<153>La situation du Roi était à peu près semblable à celle où il se vit avant la bataille de Hohenfriedeberg; il eut recours aux mêmes ruses, pour attirer les ennemis dans les mêmes pièges. On affecta de respecter scrupuleusement les frontières de la Saxe, et de borner son attention à gagner Crossen avant le prince de Lorraine : pour fortifier cette opinion, Winterfeldt fit punir quelques hussards qui avaient commis des désordres en Lusace; on prépara des chemins à Crossen, on amassa des vivres sur la route, si bien que les gens du pays, qu'il faut toujours tromper les premiers, crurent bonnement qu'on n'avait aucun autre projet. M. de Winterfeldt venait d'occuper Naumbourg-sur-le-Queis, et publiait qu'il n'était là que pour côtoyer l'ennemi en longeant cette rivière, et pour prévenir les ennemis à Crossen.

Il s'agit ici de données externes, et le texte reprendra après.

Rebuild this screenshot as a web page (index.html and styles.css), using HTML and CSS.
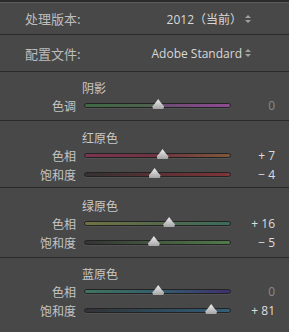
FILE: index.html
```html
<!DOCTYPE html>
<html lang="zh-CN">
<head>
  <meta charset="UTF-8">
  <title>相机校准</title>
  <link rel="stylesheet" href="styles.css">
</head>
<body>
  <div class="panel">
    <div class="topbar"></div>

    <!-- 处理版本 / 配置文件 -->
    <div class="setting setting-first">
      <span class="setting-label">处理版本:</span>
      <span class="setting-value">2012（当前）<span class="updown"></span></span>
    </div>
    <div class="setting setting-second">
      <span class="setting-label">配置文件:</span>
      <span class="setting-value">Adobe Standard<span class="updown"></span></span>
    </div>

    <!-- 阴影 -->
    <div class="group group-shadow">
      <div class="group-title">阴影</div>
      <div class="slider">
        <span class="slider-label">色调</span>
        <div class="track track-tint"><span class="thumb" style="left: 50.5%"></span></div>
        <span class="slider-value dim">0</span>
      </div>
    </div>

    <!-- 红原色 -->
    <div class="group group-red">
      <div class="group-title">红原色</div>
      <div class="slider">
        <span class="slider-label">色相</span>
        <div class="track track-red-hue"><span class="thumb" style="left: 53.5%"></span></div>
        <span class="slider-value">+ 7</span>
      </div>
      <div class="slider">
        <span class="slider-label">饱和度</span>
        <div class="track track-red-sat"><span class="thumb" style="left: 48%"></span></div>
        <span class="slider-value">− 4</span>
      </div>
    </div>

    <!-- 绿原色 -->
    <div class="group group-green">
      <div class="group-title">绿原色</div>
      <div class="slider">
        <span class="slider-label">色相</span>
        <div class="track track-green-hue"><span class="thumb" style="left: 58%"></span></div>
        <span class="slider-value">+ 16</span>
      </div>
      <div class="slider">
        <span class="slider-label">饱和度</span>
        <div class="track track-green-sat"><span class="thumb" style="left: 47.5%"></span></div>
        <span class="slider-value">− 5</span>
      </div>
    </div>

    <!-- 蓝原色 -->
    <div class="group group-blue">
      <div class="group-title">蓝原色</div>
      <div class="slider">
        <span class="slider-label">色相</span>
        <div class="track track-blue-hue"><span class="thumb" style="left: 50.5%"></span></div>
        <span class="slider-value dim">0</span>
      </div>
      <div class="slider">
        <span class="slider-label">饱和度</span>
        <div class="track track-blue-sat"><span class="thumb" style="left: 87%"></span></div>
        <span class="slider-value">+ 81</span>
      </div>
    </div>
  </div>
</body>
</html>
```

FILE: styles.css
```css
body {
  margin: 0;
  padding: 0;
  background-color: #484848;
  font-family: 'Open Sans', 'Noto Sans CJK SC', sans-serif;
  color: #c9c9c9;
  overflow: hidden;
}
.panel {
  width: 289px;
  height: 332px;
  background-color: #484848;
}
.topbar {
  height: 2px;
  background-color: #2a2a2a;
  border-bottom: 1px solid #5c5c5c;
}

/* rows at the top */
.setting {
  display: flex;
  align-items: center;
  justify-content: space-between;
  padding: 0 47px 0 25px;
  border-bottom: 1px solid #2b2b2b;
}
.setting-first {
  height: 31px;
}
.setting-second {
  height: 36px;
}
.setting-label {
  font-size: 13px;
  font-family: 'Noto Sans CJK SC', sans-serif;
  color: #bdbdbd;
}
.setting-value {
  position: relative;
  font-size: 12px;
  color: #d8d8d8;
}
.updown {
  position: absolute;
  right: -3px;
  top: 50%;
  width: 0;
  height: 0;
}
.updown::before,
.updown::after {
  content: '';
  position: absolute;
  left: 0;
  border-left: 3px solid transparent;
  border-right: 3px solid transparent;
}
.updown::before {
  top: -4px;
  border-bottom: 3px solid #a0a0a0;
}
.updown::after {
  top: 1px;
  border-top: 3px solid #a0a0a0;
}

/* slider groups */
.group {
  border-bottom: 1px solid #2b2b2b;
}
.group-shadow {
  padding: 8px 0 5px;
}
.group-red {
  padding: 9px 0 3px;
}
.group-green {
  padding: 10px 0 5px;
}
.group-blue {
  padding: 8px 0 6px;
  border-bottom: none;
}
.group-title {
  height: 16px;
  line-height: 16px;
  padding-left: 82px;
  font-size: 12px;
  font-family: 'Noto Sans CJK SC', sans-serif;
  color: #c8c8c8;
}
.slider {
  display: grid;
  grid-template-columns: 76px 147px 1fr;
  column-gap: 8px;
  align-items: center;
  height: 19px;
  padding-right: 14px;
}
.slider-label {
  text-align: right;
  font-size: 12px;
  font-family: 'Noto Sans CJK SC', sans-serif;
  color: #c4c4c4;
}
.slider-value {
  text-align: right;
  font-size: 12px;
  color: #dedede;
}
.slider-value.dim {
  color: #8a8a8a;
}

.track {
  position: relative;
  height: 3px;
  border: 1px solid #232323;
  border-radius: 3px;
  box-shadow: 0 1px 0 #525252;
}
.thumb {
  position: absolute;
  top: -5px;
  width: 12px;
  height: 10px;
  margin-left: -6px;
  background: linear-gradient(#efefef, #a4a4a4);
  clip-path: polygon(50% 0, 78% 45%, 100% 75%, 92% 100%, 8% 100%, 0 75%, 22% 45%);
}
.track-tint {
  background: linear-gradient(to right, #3f6a44, #506050 48%, #6c4c72 54%, #8e4c92);
}
.track-red-hue {
  background: linear-gradient(to right, #7c3450, #6e3442 50%, #7e5838);
}
.track-red-sat {
  background: linear-gradient(to right, #343232, #5a3034 50%, #803438);
}
.track-green-hue {
  background: linear-gradient(to right, #727240, #566a4c 50%, #3a6c5c);
}
.track-green-sat {
  background: linear-gradient(to right, #323432, #445a40 50%, #507a48);
}
.track-blue-hue {
  background: linear-gradient(to right, #407460, #345e6c 50%, #3e306e);
}
.track-blue-sat {
  background: linear-gradient(to right, #323234, #2e4a5a 50%, #345e78);
}
```
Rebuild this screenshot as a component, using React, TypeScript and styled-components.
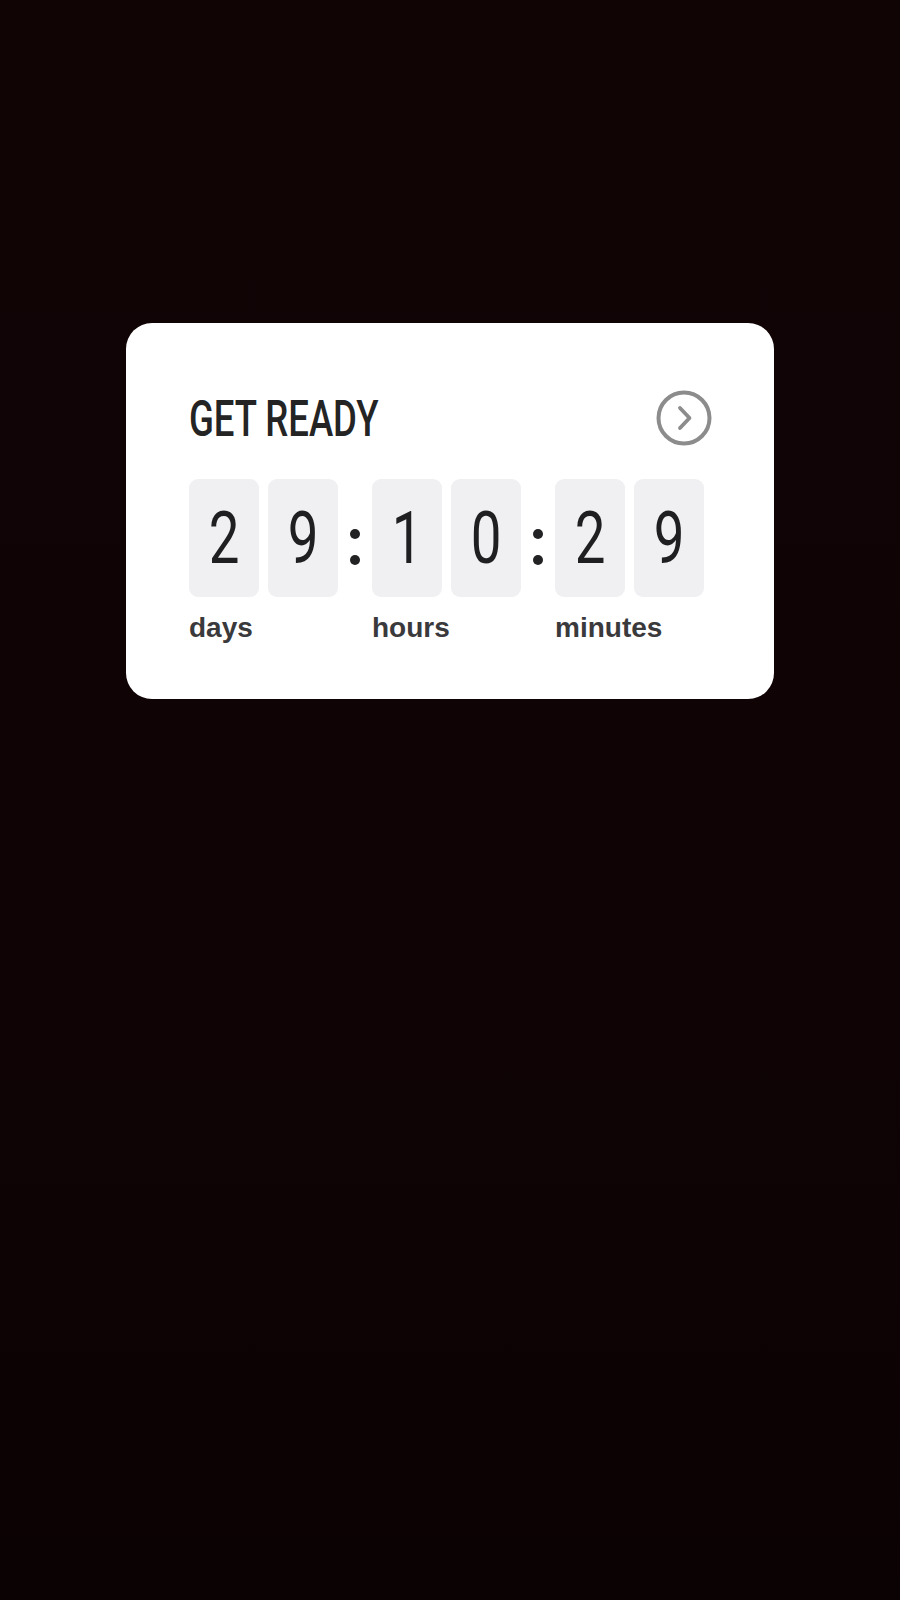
import React from "react";
import styled, { createGlobalStyle } from "styled-components";

const GlobalStyle = createGlobalStyle`
  * {
    box-sizing: border-box;
  }
  body {
    margin: 0;
    background-color: #0f0305;
    font-family: "Liberation Sans", Arial, sans-serif;
  }
`;

const Page = styled.div`
  min-height: 1600px;
  padding-top: 323px;
  display: flex;
  justify-content: center;
  align-items: flex-start;
  background: linear-gradient(180deg, #110405 0%, #0f0305 60%, #0b0203 100%);
`;

const Card = styled.div`
  width: 648px;
  padding: 67px 62px 55px 63px;
  background-color: #ffffff;
  border-radius: 26px;
`;

const Header = styled.div`
  display: flex;
  align-items: center;
  justify-content: space-between;
  height: 55px;
`;

const Title = styled.h1`
  margin: 2px 0 0;
  display: inline-block;
  font-family: Roboto, "Liberation Sans", sans-serif;
  font-size: 50px;
  font-weight: 500;
  line-height: 1;
  color: #242424;
  transform: scaleX(0.73);
  transform-origin: left center;
`;

const NextButton = styled.button`
  width: 56px;
  height: 56px;
  padding: 0;
  border: none;
  background: none;
  cursor: pointer;
  display: flex;
  align-items: center;
  justify-content: center;
`;

const TimerRow = styled.div`
  display: flex;
  align-items: flex-start;
  margin-top: 34px;
`;

const Group = styled.div`
  display: flex;
  flex-direction: column;
`;

const Tiles = styled.div`
  display: flex;
  gap: 9px;
`;

const Tile = styled.div`
  width: 70px;
  height: 118px;
  border-radius: 9px;
  background-color: #f0eff2;
  display: flex;
  align-items: center;
  justify-content: center;
`;

const Digit = styled.span`
  display: inline-block;
  font-family: Roboto, "Liberation Sans", sans-serif;
  font-size: 72px;
  font-weight: 400;
  line-height: 1;
  color: #1f1f21;
  transform: scaleX(0.76);
  margin-top: 2px;
`;

const Colon = styled.div`
  width: 34px;
  display: flex;
  flex-direction: column;
  align-items: center;
  gap: 16px;
  padding-top: 50px;
`;

const Dot = styled.span`
  width: 10px;
  height: 10px;
  border-radius: 50%;
  background-color: #222224;
`;

const Label = styled.div`
  margin-top: 15px;
  font-size: 28px;
  line-height: 32px;
  font-weight: 700;
  color: #3a3a3c;
`;

const units = [
  { value: "29", label: "days" },
  { value: "10", label: "hours" },
  { value: "29", label: "minutes" },
];

function ChevronCircle() {
  return (
    <svg width="56" height="56" viewBox="0 0 56 56" fill="none">
      <circle cx="28" cy="28" r="25.5" stroke="#8c8c8c" strokeWidth="4" />
      <path
        d="M24 18 L33.5 28 L24 38"
        stroke="#8c8c8c"
        strokeWidth="3.8"
        strokeLinecap="round"
        strokeLinejoin="round"
      />
    </svg>
  );
}

export default function App() {
  return (
    <>
      <GlobalStyle />
      <Page>
        <Card>
          <Header>
            <Title>GET READY</Title>
            <NextButton aria-label="Next">
              <ChevronCircle />
            </NextButton>
          </Header>
          <TimerRow>
            {units.map((unit, i) => (
              <React.Fragment key={unit.label}>
                {i > 0 && (
                  <Colon>
                    <Dot />
                    <Dot />
                  </Colon>
                )}
                <Group>
                  <Tiles>
                    {unit.value.split("").map((d, j) => (
                      <Tile key={j}>
                        <Digit>{d}</Digit>
                      </Tile>
                    ))}
                  </Tiles>
                  <Label>{unit.label}</Label>
                </Group>
              </React.Fragment>
            ))}
          </TimerRow>
        </Card>
      </Page>
    </>
  );
}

Le prince de Lorraine, qui croyait bonnement que les Prussiens se reposaient tranquillement dans leurs quartiers d'hiver, que leurs troupes étaient découragées, et qu'il n'avait à redouter qu'un corps de trois mille hommes qui l'observait, charmé de ces idées flatteuses, s'endormit dans une dangereuse sécurité, et ce même stratagème réussit pour la seconde fois. Tant il est vrai que la défiance est la mère de la sûreté,a et qu'un général sage ne doit jamais mépriser l'ennemi, mais veiller sur ses démarches, qui lui doivent servir de boussole dans toutes ses opérations. Pour empêcher autant qu'il était possible que les Autrichiens ne fussent instruits des mouvements de l'armée, le Roi avait fait border trois rivières qu'il avait devant lui : M. de Winterfeldt tenait le Queis, des troupes légères bordaient la Wüthende Neisse,b et d'autres détachements, le Bober. Tout ce qui venait de la Lusace avait le passage libre, mais il était interdit à tous ceux qui voulaient passer ces rivières pour aller en Saxe; de sorte qu'on se procurait des nouvelles, et qu'on empêchait l'ennemi d'en avoir.


a La Fontaine (livre III, fable 18) a dit :
     

Il était expérimenté,
Et savait que la méfiance
Est mère de la sûreté.

b La Neisse de la Lusace.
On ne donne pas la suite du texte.